RS feedback: order intake trough in sight; chg.
We hosted a roadshow with management. Key takeaways:
- Soft top-line, firm margins: H2 revenues should be rather soft (eHAIB: € 75m / down 10% yoy), as customer are de-stocking amidst soft end-market demand, especially in Factory Automation, which is part of the Industrial segment (60% of sales). While management expects a modest recovery in Q4, even the low end of STEMMER's revenue guidance (€ 163-170m) thus looks out of reach, in our view. Importantly, EBITDA margins remain firm, thanks to efficiency measures, product mix and FX effects. This means that the EBITDA guidance of € 26-32m is intact, albeit rather at the lower end, in our view. - Muted order intake but trough in sight: Q3 order intake should be subdued (eHAIB: € 30-35m), again reflecting channel inventory digestion. Importantly, Stemmer has experienced a slight revival in recent weeks, which suggests that the trough has been passed. For 2024E, organic growth looks set to return to 10-12% yoy, as inventory de-stocking comes to an end while structural drivers remain intact. - M&A activity: Stemmer is unlikely to announce a transaction still this year but remains committed to M&A as a means of driving its regional expansion in North America and CEE as well as acquiring technology pertaining to embedded systems.

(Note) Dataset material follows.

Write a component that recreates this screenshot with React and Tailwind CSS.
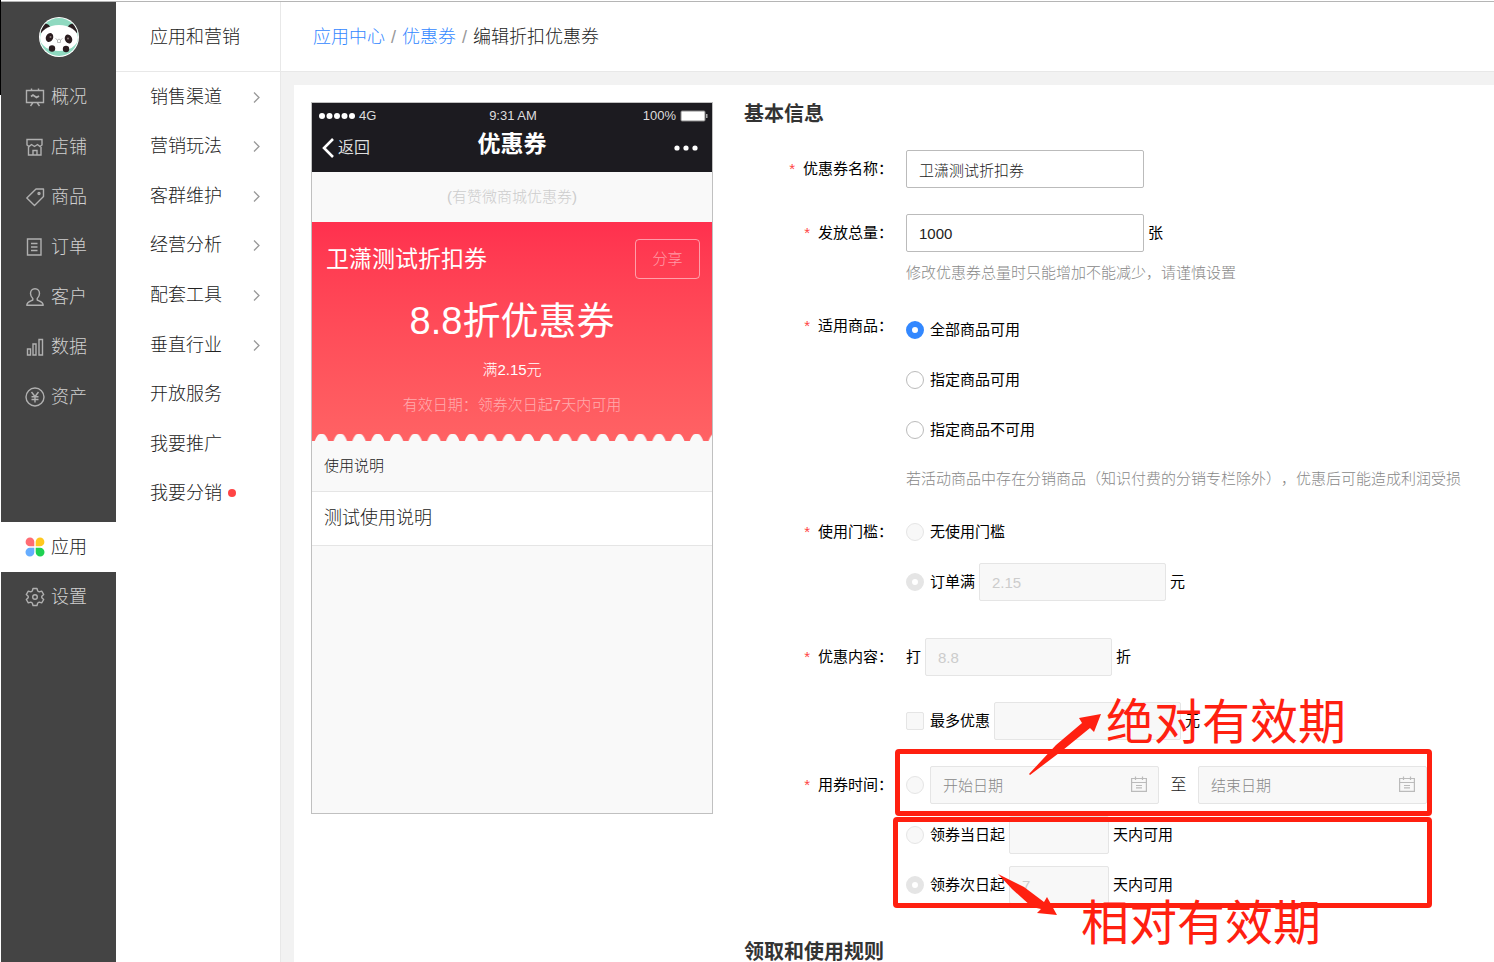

Potential targets are currently trading at a significant discount to historical valuations, which means the potential for value creation looks even more compelling: we expect targets to be available at mid single to high single digit EBITDA multiples. Despite soft current trading, the investment case remains appealing, given structural growth drivers, the shift towards the higher-margin solutions business, and efforts to drive automation and efficiency. This should allow Stemmer to achieve gross margins of 45% and EBIT margins of 20% in the mid-term, which we have conservatively not yet factored into our estimates. Action: we cut sales and EBITDA est. for FY‘23E to reflect the industry-wide de- stocking. For FY‘24E, we leave sales growth and EBITDA margin estimates unchanged. Reiterate BUY with a new PT of € 60.00 (old: € 65.00) based on DCF.